Problem to solve:
Leave out the pictures, and write out exactly the lines from the beginning of the material to the line holding "import React from 'react';", that line included, and nothing else.

Material provided:

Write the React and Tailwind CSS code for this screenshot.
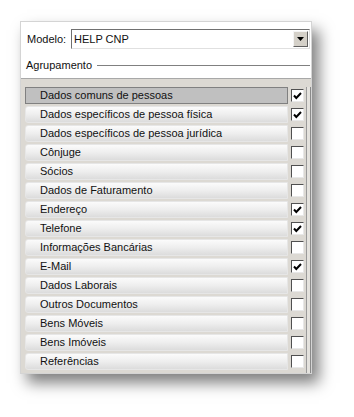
import React from 'react';

const ITEMS = [
  ['Dados comuns de pessoas', true],
  ['Dados específicos de pessoa física', true],
  ['Dados específicos de pessoa jurídica', false],
  ['Cônjuge', false],
  ['Sócios', false],
  ['Dados de Faturamento', false],
  ['Endereço', true],
  ['Telefone', true],
  ['Informações Bancárias', false],
  ['E-Mail', true],
  ['Dados Laborais', false],
  ['Outros Documentos', false],
  ['Bens Móveis', false],
  ['Bens Imóveis', false],
  ['Referências', false],
];

function Check({ on }) {
  return (
    <div className="w-[13px] h-[13px] bg-white border border-t-[#505050] border-l-[#505050] border-r-[#e8e8e8] border-b-[#e8e8e8] flex items-center justify-center">
      {on && (
        <svg width="9" height="8" viewBox="0 0 9 8">
          <path d="M1 3.5 L3.3 6 L8 1" stroke="#000" strokeWidth="2" fill="none" />
        </svg>
      )}
    </div>
  );
}

export default function App() {
  return (
    <div className="w-[354px] h-[417px] bg-white pt-[21px] pl-[20px]" style={{ fontFamily: '"Liberation Sans", Arial, sans-serif' }}>
      <div className="w-[292px] h-[353px] bg-white border border-[#d4d4d4] shadow-[7px_9px_14px_rgba(0,0,0,0.5)] flex flex-col text-[11px] text-[#111]">
        {/* Modelo */}
        <div className="flex items-center pt-[7px] pl-[6px] pr-[1px]">
          <span className="w-[44px]">Modelo:</span>
          <div className="flex-1 h-[20px] border border-t-[#707070] border-l-[#707070] border-r-[#e0e0e0] border-b-[#e0e0e0] flex items-center bg-white">
            <span className="flex-1 pl-[2px]">HELP CNP</span>
            <div className="w-[15px] h-[16px] mr-[1px] bg-[#d4d0c8] border border-t-[#f4f4f4] border-l-[#f4f4f4] border-r-[#606060] border-b-[#606060] flex items-center justify-center">
              <svg width="7" height="4" viewBox="0 0 7 4">
                <path d="M0 0 H7 L3.5 4 Z" fill="#000" />
              </svg>
            </div>
          </div>
        </div>
        {/* Agrupamento */}
        <div className="flex items-center pl-[5px] pr-[1px] mt-[9px] h-[14px]">
          <span>Agrupamento</span>
          <div className="flex-1 ml-[5px] h-px bg-[#808080]" />
        </div>
        {/* list */}
        <div className="mt-[6px] flex-1 bg-[#dcd9d3] border-t border-[#a8a8a8] flex pl-[4px] pt-[8px]">
          <div className="flex-1 flex flex-col gap-[2px]">
            {ITEMS.map(([label, on], i) => (
              <div key={label} className="flex items-center h-[17px]">
                <div
                  className={
                    i === 0
                      ? 'w-[263px] h-[17px] bg-[#c0c0c0] border border-[#808080] pl-[14px] flex items-center'
                      : 'w-[263px] h-[17px] rounded-l-[3px] bg-gradient-to-b from-[#fbfbfb] via-[#eeeeee] to-[#dcdcdc] border border-[#e6e6e6] pl-[14px] flex items-center'
                  }
                >
                  {label}
                </div>
                <div className="ml-[3px]">
                  <Check on={on} />
                </div>
              </div>
            ))}
          </div>
          <div className="w-[6px] ml-[2px] bg-[#e4e2dd] border-l border-[#9a9a9a] border-r border-r-[#8a8a8a]" />
        </div>
      </div>
    </div>
  );
}
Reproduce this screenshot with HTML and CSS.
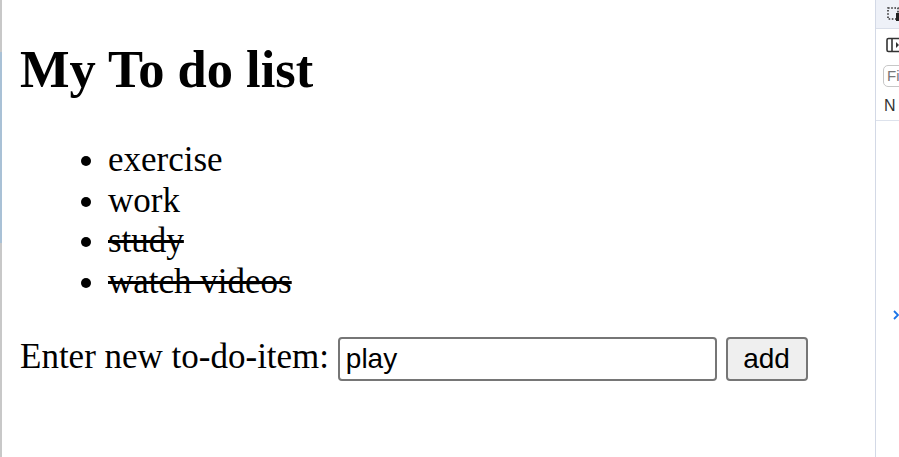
FILE: index.html
```html
<!DOCTYPE html>
<html>
<head>
<meta charset="utf-8">
<title>My To do list</title>
<link rel="stylesheet" href="styles.css">
</head>
<body>
<div class="page">
  <div class="edge">
    <div class="edge-top"></div>
    <div class="edge-mid"></div>
    <div class="edge-bot"></div>
  </div>
  <main class="main">
    <h1 class="title">My To do list</h1>
    <ul class="todos">
      <li>exercise</li>
      <li>work</li>
      <li class="done">study</li>
      <li class="done">watch videos</li>
    </ul>
    <div class="entry">Enter new to-do-item: <input class="field" type="text" value="play"> <button class="add">add</button></div>
  </main>
  <aside class="devtools">
    <div class="dt-tabs">
      <svg class="dt-select" width="14" height="14" viewBox="0 0 14 14">
        <rect x="1" y="1" width="10" height="11" fill="none" stroke="#333" stroke-width="1.6" stroke-dasharray="1.6 1.6"/>
        <path d="M9 6 L13 6 L13 14 L9 14 Z" fill="#222"/>
      </svg>
    </div>
    <div class="dt-body">
      <div class="dt-row dt-icon-row">
        <svg width="16" height="16" viewBox="0 0 16 16">
          <rect x="1" y="1.5" width="14" height="13" rx="1.5" fill="none" stroke="#333" stroke-width="1.6"/>
          <path d="M6 2 V14" stroke="#333" stroke-width="1.6"/>
          <path d="M10 5 L13 8 L10 11 Z" fill="#333"/>
        </svg>
      </div>
      <div class="dt-row">
        <div class="dt-filter">Fi</div>
      </div>
      <div class="dt-row dt-n">N</div>
      <div class="dt-sep"></div>
      <div class="dt-chevron">
        <svg width="8" height="12" viewBox="0 0 8 12"><path d="M2 2 L6 6 L2 10" fill="none" stroke="#1a73e8" stroke-width="1.8"/></svg>
      </div>
    </div>
  </aside>
</div>
</body>
</html>
```

FILE: styles.css
```css
html, body {
  margin: 0;
  padding: 0;
  background: #ffffff;
}

.page {
  display: flex;
  width: 899px;
  height: 457px;
  overflow: hidden;
}

.edge {
  width: 2px;
  display: flex;
  flex-direction: column;
  flex: none;
}

.edge-top {
  height: 52px;
  background: #c8c8c8;
}

.edge-mid {
  height: 191px;
  background: #a9c1d6;
}

.edge-bot {
  flex: 1;
  background: #c8c8c8;
}

.main {
  flex: 1;
  padding: 0 0 0 18px;
  font-family: "Liberation Serif", "Times New Roman", serif;
  color: #000;
}

.title {
  font-size: 52.5px;
  font-weight: bold;
  margin: 39px 0 0 0;
  line-height: 1.15;
}

.todos {
  font-size: 35px;
  margin: 41px 0 0 0;
  padding-left: 88px;
  line-height: 40.5px;
}

.done {
  text-decoration: line-through;
}

.entry {
  font-size: 35px;
  margin-top: 35px;
}

.field {
  box-sizing: border-box;
  font-family: "Liberation Sans", Arial, sans-serif;
  font-size: 28px;
  width: 379px;
  height: 44px;
  padding: 2px 6px;
  margin: 0;
  border: 2px solid #767676;
  border-radius: 4px;
  color: #000;
  vertical-align: baseline;
}

.add {
  box-sizing: border-box;
  font-family: "Liberation Sans", Arial, sans-serif;
  font-size: 28px;
  width: 82px;
  height: 44px;
  padding: 0;
  margin: 0;
  border: 2px solid #767676;
  border-radius: 4px;
  background: #efefef;
  color: #000;
}

.devtools {
  width: 23px;
  flex: none;
  border-left: 1px solid #d3d9e6;
  overflow: hidden;
  font-family: "Liberation Sans", Arial, sans-serif;
  background: #ffffff;
}

.dt-tabs {
  height: 28px;
  background: #eef1f8;
  border-bottom: 1px solid #d9dee9;
  display: flex;
  align-items: center;
  padding-left: 11px;
}

.dt-select {
  flex: none;
}

.dt-body {
  display: flex;
  flex-direction: column;
  width: 60px;
}

.dt-row {
  display: flex;
  align-items: center;
  padding-left: 10px;
}

.dt-icon-row {
  height: 32px;
}

.dt-filter {
  margin-left: -3px;
  margin-top: 4px;
  width: 40px;
  height: 20px;
  border: 1px solid #c7c7c7;
  border-radius: 5px;
  font-size: 15px;
  color: #777;
  line-height: 20px;
  padding-left: 3px;
}

.dt-n {
  height: 33px;
  font-size: 16px;
  color: #333;
  padding-left: 8px;
  padding-top: 4px;
  box-sizing: border-box;
}

.dt-sep {
  height: 1px;
  background: #dde2ec;
}

.dt-chevron {
  margin-top: 186px;
  padding-left: 16px;
  height: 14px;
}
```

Final answer:
Write the React and Tailwind CSS code for this screenshot.
import React from 'react';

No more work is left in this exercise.